All night, Gilbert toyed with the A’s, matching their aggression with aggression of his own—he was still registering his four-seamer at 97 mph at the end of his outing, but had been working all game with an uptick in fastball velocity. Gilbert’s been averaging around 95 mph on his four-seamer this year, but last night bumped his average to 96.3 mph. That’s exactly what his fastball averaged in his last outing, when he held a powerful Braves lineup to two runs over six innings of work, striking out nine. For contrast, 96.5 mph was the hardest fastball Gilbert threw against the Tigers back on May 14, when he gave up three runs over 5.2 innings and struck out just four while throwing three wild pitches, needing 94 pitches to grind through his outing. But here’s “Walter” blowing a cool 97.2 past Jace Peterson to open his eighth inning of work:

Gilbert has always described himself as a fastball-first pitcher, which makes sense: with his elite extension and plus velocity, his fastball theoretically should be his best pitch. But MLB hitters haven’t whiffed at the pitch often—only around 21% of the time—and about half the time are able to make hard contact when they do impact the baseball. With his fastball living in the upper part of the zone, hitters will rarely put it on the ground; the hope is for them to make weak contact, pop it up or maybe fly out, or to earn a whiff. Sometimes that doesn’t work out, and those well-meaning fastballs leak into the middle of the plate and wind up deposited over the fence.

But two pitches this season are helping Gilbert get the ball on the ground more often, and in doing so, are allowing his fastball to play up: the slider and the new splitter. Gilbert’s ground ball rate has risen to 42.7%, a career high, largely thanks to a change in slider shape and introducing the splitter to replace his old changeup.

Here’s how Gilbert’s slider has changed shape from 2022 to 2023, so far.

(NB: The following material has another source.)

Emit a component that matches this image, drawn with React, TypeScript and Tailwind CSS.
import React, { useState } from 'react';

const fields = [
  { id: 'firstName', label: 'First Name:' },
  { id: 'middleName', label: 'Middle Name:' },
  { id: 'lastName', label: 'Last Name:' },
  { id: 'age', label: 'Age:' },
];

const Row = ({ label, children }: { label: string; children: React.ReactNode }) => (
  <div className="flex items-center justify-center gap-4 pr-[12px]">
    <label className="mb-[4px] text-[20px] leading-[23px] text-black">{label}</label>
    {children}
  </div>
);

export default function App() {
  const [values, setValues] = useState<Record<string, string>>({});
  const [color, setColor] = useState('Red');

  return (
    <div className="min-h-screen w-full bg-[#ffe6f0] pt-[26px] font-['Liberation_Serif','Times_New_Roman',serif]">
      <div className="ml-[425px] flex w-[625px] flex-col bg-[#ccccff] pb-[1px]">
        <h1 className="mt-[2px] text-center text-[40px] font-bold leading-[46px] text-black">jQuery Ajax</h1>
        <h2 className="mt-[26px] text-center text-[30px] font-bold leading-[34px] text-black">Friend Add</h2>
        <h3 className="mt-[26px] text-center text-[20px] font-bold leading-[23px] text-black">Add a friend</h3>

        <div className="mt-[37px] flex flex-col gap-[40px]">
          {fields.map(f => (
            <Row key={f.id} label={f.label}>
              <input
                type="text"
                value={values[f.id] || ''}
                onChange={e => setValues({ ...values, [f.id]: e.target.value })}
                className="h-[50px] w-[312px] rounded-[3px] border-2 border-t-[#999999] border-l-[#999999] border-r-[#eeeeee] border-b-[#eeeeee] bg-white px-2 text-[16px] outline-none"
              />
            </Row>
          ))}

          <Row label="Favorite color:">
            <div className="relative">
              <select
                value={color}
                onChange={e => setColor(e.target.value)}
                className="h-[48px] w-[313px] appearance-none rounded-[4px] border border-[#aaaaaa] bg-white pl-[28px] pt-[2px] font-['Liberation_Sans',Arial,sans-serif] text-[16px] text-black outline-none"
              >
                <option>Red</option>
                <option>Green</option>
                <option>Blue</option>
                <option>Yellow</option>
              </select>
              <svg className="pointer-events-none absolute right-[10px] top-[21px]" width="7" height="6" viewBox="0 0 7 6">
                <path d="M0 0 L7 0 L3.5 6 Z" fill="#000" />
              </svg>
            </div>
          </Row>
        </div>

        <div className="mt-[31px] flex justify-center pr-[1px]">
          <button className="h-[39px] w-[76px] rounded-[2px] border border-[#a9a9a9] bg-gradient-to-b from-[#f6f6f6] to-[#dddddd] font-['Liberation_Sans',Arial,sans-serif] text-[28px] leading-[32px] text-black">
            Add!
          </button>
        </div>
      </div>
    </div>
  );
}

So far this season, he’s getting the slider onto the edges more and avoiding the heart of the plate with it. It’s sweeping less and dropping more, and has transformed from a change-of-pace pitch (run value of 0 last season) to a true weapon (run value of -5 so far this season). That’s making the pitch pair better with his curveball, which has similar movement, and making both pitches play up. Gilbert’s slider now splits the plate, avoiding the middle like poison, and when he’s really got it going he can break it away from righties and lefties alike. Here he is striking out the hottest hitter in baseball, Ronald Acuña Jr., with a perfectly-placed hard slider:

Ah darn it, this piece was supposed to be about ground balls. Okay, here he is getting a ground ball on a pitch even further off the plate to a righty off the slider, which he now gets 60% ground balls off of rather than 45%:

Gilbert has been brutally honest about his changeup, which he scrapped this off-season due to its ineffectiveness. When he threw the pitch, it generally got good results because batters either weren’t expecting it or didn’t know where it was going. Unfortunately, Gilbert also didn’t really know where his changeup was going:

This year he’s replaced that pitch with the splitter, which he’s able to locate more consistently, and which also lands in good spots for grounders, especially for lefty batters to reach out and make weak contact against.

Gilbert threw his splitter and slider a lot against Atlanta, mixing it with his four-seam to keep the Braves hitters guessing. Against the A’s, he led with his four-seam, challenging the aggressive A’s hitters, but he also mixed in a healthy dose of his slider and the splitter. The A’s had some ugly swings against both last night, some of which went for nice ground ball outs and others that got A’s hitters into bad counts or resulted in strikeouts like this:

But while the splitter generated strikeouts, the fastball generated ground ball outs at a higher rate than usual—not a trend that’s likely to continue, but a good adjustment to a team desperate to hack at the fastball to try to create solid contact. Knowing the A’s were trying to avoid seeing the slider or splitter allowed Gilbert to ramp up usage of his fastball, answering aggression with aggression, throwing it harder and in more advantageous counts to generate strikeouts and easy groundouts.

Gilbert is famously a tinkerer, always trying to find a new way to level up and become a better version of himself. But something seems to have shifted for him lately; he’s innovating because he wants to, not because he feels like he has to in order to stay in the league.

“I feel comfortable with who I am, as a person, as a pitcher, and feel like things don’t shake me as much,” said Gilbert postgame. “I’m not really questioning who I am or if I belong. . .I feel really confident out there.”

Gilbert credited the Mariners’ mental skills coaches and also his catchers and the game they call for helping the galaxy-brained Gilbert focus on one pitch at a time and be able to “flush” bad results in favor of good process and staying competitive in the zone. The analytically-minded Gilbert might have a good grasp of game theory, but he’s definitely not one to fall prey to the gambler’s fallacy.

“Just try and get the ball in play and if they hit it, they hit it,” he said, shrugging. “You know, if you roll the dice like that, more often than not, you’ll be all right.”